Some Days Writing Seems So Hard

It's raining this morning. I love rainy days and they are usually perfect for writing. And of course, since you are reading this, you know that I have been writing—blog posts, but writing nonetheless.

The problem is, I'm not working on my current project. That's not to say that I haven't worked on it. In fact I finished a chapter yesterday and made a small start on the next chapter. But when I started the book last year, having receieved encouragement for my idea and my first page, I was excited. I wanted to write it. In fact, when I sent the first two chapters to a well-known thriller writer, her advice—jettison the first chapter and start the novel with the second, which she said approached terrific—gave me a new burst of enthusiasm.


Video I made for my cozy mystery.

My lifelong dream has been to write mysteries. My idols were Agatha Christie, Dorothy L. Sayers, snd so on throught the roster of Golden Age authors I gobbled up insatiably since childhood. And this would definitely be in that genre. Maybe more cozy than Christie, but an English village mystery.

But I had another book to write, At the Ready. And I was committed to write an almost-novella for the anthology Mistletoe and Markets. (It releases in November with my story, "Partridges and Gold Rings.") I wrote "Leaving Cleveland" for a new Blackbird Writers anthology, Provoked, to be released early next year. All productive work, but I also took on several more projects due in the first half of next year.

Maybe I was procrastinating. Certainly my addiction with the design program, Canva, which I use for marketing, gobbled up huge amounts of time. I also came up with a long list of future ideas for my various series. I have enough to keep me busy for years.

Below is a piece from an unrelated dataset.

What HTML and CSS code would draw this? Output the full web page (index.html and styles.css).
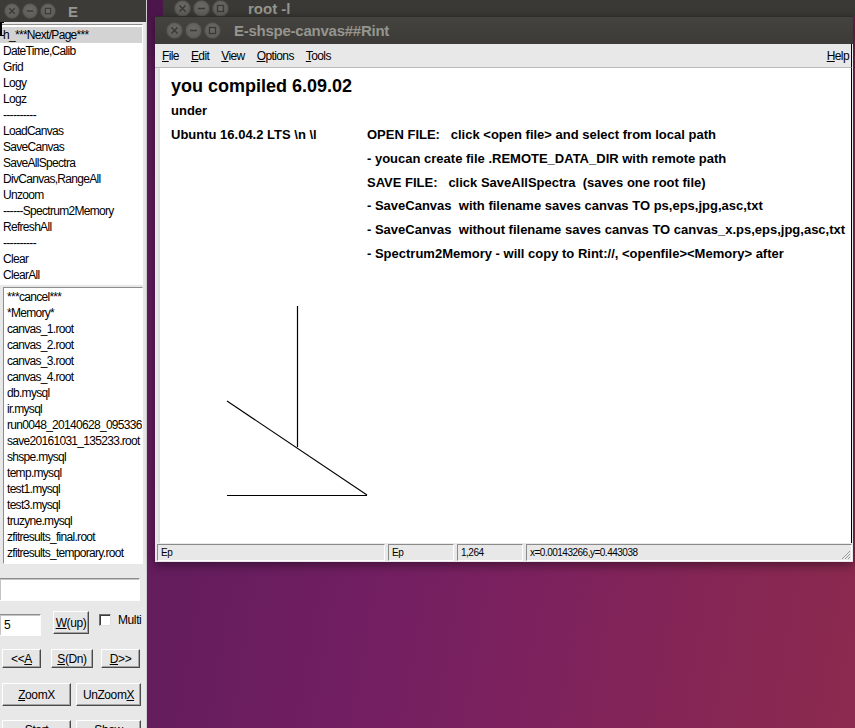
FILE: index.html
```html
<!DOCTYPE html>
<html>
<head>
<meta charset="utf-8">
<title>E-shspe-canvas##Rint</title>
<link rel="stylesheet" href="styles.css">
</head>
<body>
<div class="win win-root">
  <div class="titlebar tb-root">
    <span class="wb"><svg width="9" height="9" viewBox="0 0 9 9"><path d="M1.5 1.5 L7.5 7.5 M7.5 1.5 L1.5 7.5" stroke="#3a3935" stroke-width="1.6"/></svg></span>
    <span class="wb"><svg width="9" height="9" viewBox="0 0 9 9"><path d="M1 4.5 H8" stroke="#3a3935" stroke-width="1.6"/></svg></span>
    <span class="wb"><svg width="9" height="9" viewBox="0 0 9 9"><rect x="1.5" y="1.5" width="6" height="6" fill="none" stroke="#3a3935" stroke-width="1.3"/></svg></span>
    <span class="wtitle root-title">root -l</span>
  </div>
</div>

<div class="win win-left">
  <div class="titlebar tb-left">
    <span class="wb wb-s"><svg width="8" height="8" viewBox="0 0 9 9"><path d="M1.5 1.5 L7.5 7.5 M7.5 1.5 L1.5 7.5" stroke="#3a3935" stroke-width="1.6"/></svg></span>
    <span class="wb wb-s"><svg width="8" height="8" viewBox="0 0 9 9"><path d="M1 4.5 H8" stroke="#3a3935" stroke-width="1.6"/></svg></span>
    <span class="wb wb-s"><svg width="8" height="8" viewBox="0 0 9 9"><rect x="1.5" y="1.5" width="6" height="6" fill="none" stroke="#3a3935" stroke-width="1.3"/></svg></span>
    <span class="wtitle left-title">E</span>
  </div>
  <div class="left-body">
    <ul class="listbox list-menu">
      <li class="sel">h_***Next/Page***</li>
      <li>DateTime,Calib</li>
      <li>Grid</li>
      <li>Logy</li>
      <li>Logz</li>
      <li>----------</li>
      <li>LoadCanvas</li>
      <li>SaveCanvas</li>
      <li>SaveAllSpectra</li>
      <li>DivCanvas,RangeAll</li>
      <li>Unzoom</li>
      <li>------Spectrum2Memory</li>
      <li>RefreshAll</li>
      <li>----------</li>
      <li>Clear</li>
      <li>ClearAll</li>
    </ul>
    <ul class="listbox list-files">
      <li>***cancel***</li>
      <li>*Memory*</li>
      <li>canvas_1.root</li>
      <li>canvas_2.root</li>
      <li>canvas_3.root</li>
      <li>canvas_4.root</li>
      <li>db.mysql</li>
      <li>ir.mysql</li>
      <li>run0048_20140628_095336</li>
      <li>save20161031_135233.root</li>
      <li>shspe.mysql</li>
      <li>temp.mysql</li>
      <li>test1.mysql</li>
      <li>test3.mysql</li>
      <li>truzyne.mysql</li>
      <li>zfitresults_final.root</li>
      <li>zfitresults_temporary.root</li>
    </ul>
    <div class="field field-wide"></div>
    <div class="row row1">
      <div class="field field-num">5</div>
      <div class="btn btn-w"><span><u>W</u>(up)</span></div>
      <div class="check"></div>
      <span class="multi">Multi</span>
    </div>
    <div class="row row2">
      <div class="btn btn-a">&lt;&lt;<u>A</u></div>
      <div class="btn btn-s"><u>S</u>(Dn)</div>
      <div class="btn btn-d"><u>D</u>&gt;&gt;</div>
    </div>
    <div class="row row3">
      <div class="btn btn-zoom"><u>Z</u>oomX</div>
      <div class="btn btn-unzoom">UnZoom<u>X</u></div>
    </div>
    <div class="row row4">
      <div class="btn btn-zoom">Start</div>
      <div class="btn btn-unzoom">Show</div>
    </div>
  </div>
  <span class="cursor"></span>
</div>

<div class="win win-main">
  <div class="titlebar tb-main">
    <span class="wb"><svg width="9" height="9" viewBox="0 0 9 9"><path d="M1.5 1.5 L7.5 7.5 M7.5 1.5 L1.5 7.5" stroke="#3a3935" stroke-width="1.6"/></svg></span>
    <span class="wb"><svg width="9" height="9" viewBox="0 0 9 9"><path d="M1 4.5 H8" stroke="#3a3935" stroke-width="1.6"/></svg></span>
    <span class="wb"><svg width="9" height="9" viewBox="0 0 9 9"><rect x="1.5" y="1.5" width="6" height="6" fill="none" stroke="#3a3935" stroke-width="1.3"/></svg></span>
    <span class="wtitle main-title">E-shspe-canvas##Rint</span>
  </div>
  <div class="menubar">
    <span><u>F</u>ile</span>
    <span><u>E</u>dit</span>
    <span><u>V</u>iew</span>
    <span><u>O</u>ptions</span>
    <span><u>T</u>ools</span>
    <span class="help"><u>H</u>elp</span>
  </div>
  <div class="canvas">
    <svg class="drawing" width="691" height="475" viewBox="0 0 691 475">
      <path d="M137.5 238 V379" stroke="#000" stroke-width="1.2" fill="none"/>
      <path d="M67 333 L207 427" stroke="#000" stroke-width="1.1" fill="none"/>
      <path d="M67 427.5 H207" stroke="#000" stroke-width="1.2" fill="none"/>
    </svg>
    <div class="t-big">you compiled 6.09.02</div>
    <div class="t-line">under</div>
    <div class="info">
      <div class="col-left">Ubuntu 16.04.2 LTS \n \l</div>
      <div class="col-right">
        <div class="ln">OPEN FILE:   click &lt;open file&gt; and select from local path</div>
        <div class="ln">- youcan create file .REMOTE_DATA_DIR with remote path</div>
        <div class="ln">SAVE FILE:   click SaveAllSpectra  (saves one root file)</div>
        <div class="ln">- SaveCanvas  with filename saves canvas TO ps,eps,jpg,asc,txt</div>
        <div class="ln">- SaveCanvas  without filename saves canvas TO canvas_x.ps,eps,jpg,asc,txt</div>
        <div class="ln">- Spectrum2Memory - will copy to Rint://, &lt;openfile&gt;&lt;Memory&gt; after</div>
      </div>
    </div>
  </div>
  <div class="statusbar">
    <div class="sfield sf1">Ep</div>
    <div class="sfield sf2">Ep</div>
    <div class="sfield sf3">1,264</div>
    <div class="sfield sf4">x=0.00143266,y=0.443038</div>
    <svg class="grip" width="11" height="11" viewBox="0 0 11 11">
      <path d="M10 2 L2 10 M10 5 L5 10 M10 8 L8 10" stroke="#9a9a9a" stroke-width="1"/>
    </svg>
  </div>
</div>
</body>
</html>
```

FILE: styles.css
```css
* { box-sizing: border-box; }
html, body { margin: 0; padding: 0; }
body {
  width: 855px;
  height: 728px;
  overflow: hidden;
  position: relative;
  font-family: "Liberation Sans", Arial, sans-serif;
  color: #000;
  background:
    linear-gradient(180deg, rgba(40,10,40,0.35) 0%, rgba(40,10,40,0) 12%),
    linear-gradient(100deg, #561a58 0%, #661d5e 30%, #731f62 50%, #7e225d 68%, #862654 85%, #8c2a4e 100%);
}
ul { list-style: none; margin: 0; padding: 0; }
u { text-decoration: underline; text-underline-offset: 1px; }

.win { position: absolute; }

/* title bars */
.titlebar {
  display: flex;
  align-items: center;
  background: #3c3b37;
  overflow: hidden;
}
.wb {
  width: 17px;
  height: 17px;
  border-radius: 50%;
  background: radial-gradient(circle at 50% 40%, #6b6a66, #595854);
  border: 1px solid #4b4a46;
  display: flex;
  align-items: center;
  justify-content: center;
  margin-right: 2px;
  flex: none;
}
.wb-s { width: 16px; height: 16px; }
.wtitle {
  font-weight: bold;
  font-size: 15px;
  color: #96958f;
  white-space: nowrap;
}

.win-root { left: 163px; top: 0; width: 692px; height: 16px; }
.tb-root { height: 16px; padding-left: 11px; background: #3a3935; }
.root-title { margin-left: 17px; }

/* left window */
.win-left {
  left: 0;
  top: 0;
  width: 147px;
  height: 728px;
  background: #e8e8e8;
  border-right: 1px solid #cfcfcf;
}
.tb-left { height: 22px; padding-left: 4px; }
.left-title { margin-left: 10px; }
.left-body { display: flex; flex-direction: column; }

.listbox {
  background: #fff;
  border: 1px solid;
  border-color: #8d8d8d #fdfdfd #fdfdfd #8d8d8d;
  font-size: 12px;
  letter-spacing: -0.7px;
}
.listbox li {
  height: 16px;
  line-height: 16px;
  padding-left: 3px;
  white-space: nowrap;
  overflow: hidden;
}
.listbox li.sel { background: #d3d3d3; }
.list-menu {
  margin-top: 2px;
  margin-left: -1px;
  width: 144px;
  height: 261px;
  padding-top: 2px;
}
.list-files {
  margin-top: 2px;
  margin-left: 3px;
  width: 140px;
  height: 277px;
  padding-top: 1px;
}
.list-files li { padding-left: 3px; }

.field {
  background: #fff;
  border: 1px solid;
  border-color: #8d8d8d #fdfdfd #fdfdfd #8d8d8d;
  box-shadow: inset 1px 1px 0 #c4c4c4;
  font-size: 12px;
}
.field-wide { margin-top: 14px; width: 141px; height: 23px; margin-left: -1px; }

.row { display: flex; align-items: flex-start; font-size: 12px; letter-spacing: -0.4px; }
.row1 { margin-top: 10px; height: 25px; }
.row2 { margin-top: 13px; height: 20px; }
.row3 { margin-top: 14px; height: 23px; }
.row4 { margin-top: 14px; height: 23px; }

.field-num {
  margin-top: 3px;
  margin-left: -1px;
  width: 42px;
  height: 22px;
  line-height: 20px;
  padding-left: 4px;
}

.btn {
  display: flex;
  align-items: center;
  justify-content: center;
  background: #e6e6e6;
  border: 1px solid;
  border-color: #ffffff #4a4a4a #4a4a4a #ffffff;
  box-shadow: inset -1px -1px 0 #a3a3a3;
  white-space: nowrap;
  flex: none;
}
.btn-w { margin-left: 12px; width: 36px; height: 23px; }
.check {
  margin-left: 10px;
  margin-top: 3px;
  width: 12px;
  height: 12px;
  background: #fff;
  border: 1px solid;
  border-color: #6f6f6f #e0e0e0 #e0e0e0 #6f6f6f;
  box-shadow: inset 1px 1px 0 #3a3a3a;
}
.multi { margin-left: 7px; margin-top: 2px; }

.btn-a { margin-left: 2px; width: 39px; height: 19px; }
.btn-s { margin-left: 10px; width: 42px; height: 19px; }
.btn-d { margin-left: 8px; width: 39px; height: 19px; }

.btn-zoom { margin-left: 2px; width: 69px; height: 23px; }
.btn-unzoom { margin-left: 5px; width: 65px; height: 23px; }
.row4 .btn { align-items: flex-start; padding-top: 2px; }

.cursor {
  position: absolute;
  left: 0;
  top: 22px;
  width: 4px;
  height: 14px;
  border-left: 2px solid #000;
  border-top: 1px solid #000;
  border-bottom: 1px solid #000;
}

/* main window */
.win-main {
  left: 155px;
  top: 16px;
  width: 698px;
  height: 546px;
  background: #e8e8e8;
  box-shadow: 0 3px 10px rgba(0,0,0,0.45);
  display: flex;
  flex-direction: column;
}
.tb-main {
  height: 28px;
  flex: none;
  padding-left: 11px;
  background: linear-gradient(#44433f, #3c3b37);
  border-top: 1px solid #2e2d2a;
}
.main-title { margin-left: 11px; letter-spacing: -0.25px; }

.menubar {
  height: 24px;
  flex: none;
  display: flex;
  align-items: center;
  padding-left: 7px;
  padding-right: 2px;
  gap: 12px;
  font-size: 12px;
  letter-spacing: -0.6px;
  border-bottom: 1px solid #b9b9b9;
  border-right: 1px solid #000;
  margin-right: 1px;
}
.menubar .help { margin-left: auto; }

.canvas {
  position: relative;
  height: 475px;
  flex: none;
  margin-left: 3px;
  margin-right: 1px;
  background: #fff;
  border-left: 2px solid #dedede;
  border-right: 1px solid #000;
  padding: 6px 0 0 11px;
  font-weight: bold;
  overflow: hidden;
}
.drawing { position: absolute; left: 0; top: 0; }
.t-big { font-size: 18px; line-height: 25px; white-space: pre; }
.t-line { font-size: 13px; line-height: 24px; white-space: pre; }
.info {
  display: grid;
  grid-template-columns: 196px auto;
  font-size: 13px;
  line-height: 23.8px;
}
.col-left, .ln { white-space: pre; }

.statusbar {
  position: relative;
  height: 19px;
  flex: none;
  display: flex;
  align-items: center;
  padding-left: 2px;
  gap: 3px;
  font-size: 10px;
  letter-spacing: -0.5px;
}
.sfield {
  height: 17px;
  line-height: 15px;
  padding-left: 3px;
  border: 1px solid;
  border-color: #8a8a8a #ffffff #ffffff #8a8a8a;
  white-space: nowrap;
  overflow: hidden;
}
.sf1 { width: 228px; }
.sf2 { width: 66px; }
.sf3 { width: 66px; }
.sf4 { flex: 1; margin-right: 1px; }
.grip { position: absolute; right: 2px; bottom: 2px; }
```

The other thing is launching a book. There are a lot of pieces in involved, and my month of promotion is still going on. The goal is as many sales, KU reads, and reviews as possible to send it in the world. August was mostly about promoting first Austen Tea Party and At the Ready. At the end of Novembr the audobook for At the Ready will release, so more frenzied promotion is on the horizon.


Anthologies: Austen Tea Party, Mistletoe and Markets, Second Times a Charm
Anthologies: Austen Tea Party, Mistletoe and Markets, Second Times a Charm

This summer I finally returned to this manuscript and the difficulties began. My murder plot wasn't going to work. I realized that I not only hadn't pinpointed the right murderer, I hadn't created the actual murderer. By that time I was about five chapters in and had to change direction.

I'm still having issues fitting in the police investigation. The amateur dectectives are more important, but the police need to be more of presence. Still pondering that.

As an inveterate reader of mysteries from an early age, I expected that figuring out the clues and how to hide them wouldn't be that hard. Hah! I always knew this would be my Achilles' heel and so it has proved. I also have a second murder to fit in and I'm not bringing the suspects in enough.

The goal is to have the first draft done by the end September because I have another book to write in November and December as well as the three novellas for next year—one on protectors that will also be part of the Global Security Unlimited series, one on office romance that will be about Max Grant's older sister Meggy, and finally a sports romance that will eventually be part of a new hockey romance series.

In addition to Dead in the Studio, my November-December project and the second in the Murder in the North Country series, I also plan to finish off my Regency romance, Colonel Fitzwilliam Meets His Match. The short story was published in the Austen Tea Party anthology in August.

So what happens now? I've filled today with new ways to procrastinate—the final stage of the Vuelta a Espagna, a live video tour of Prague, and the Blackhawks prospect team playing their Minnesota Wild counterparts. I also have one more blog post to write for my Blackbird colleague Valerie Biel.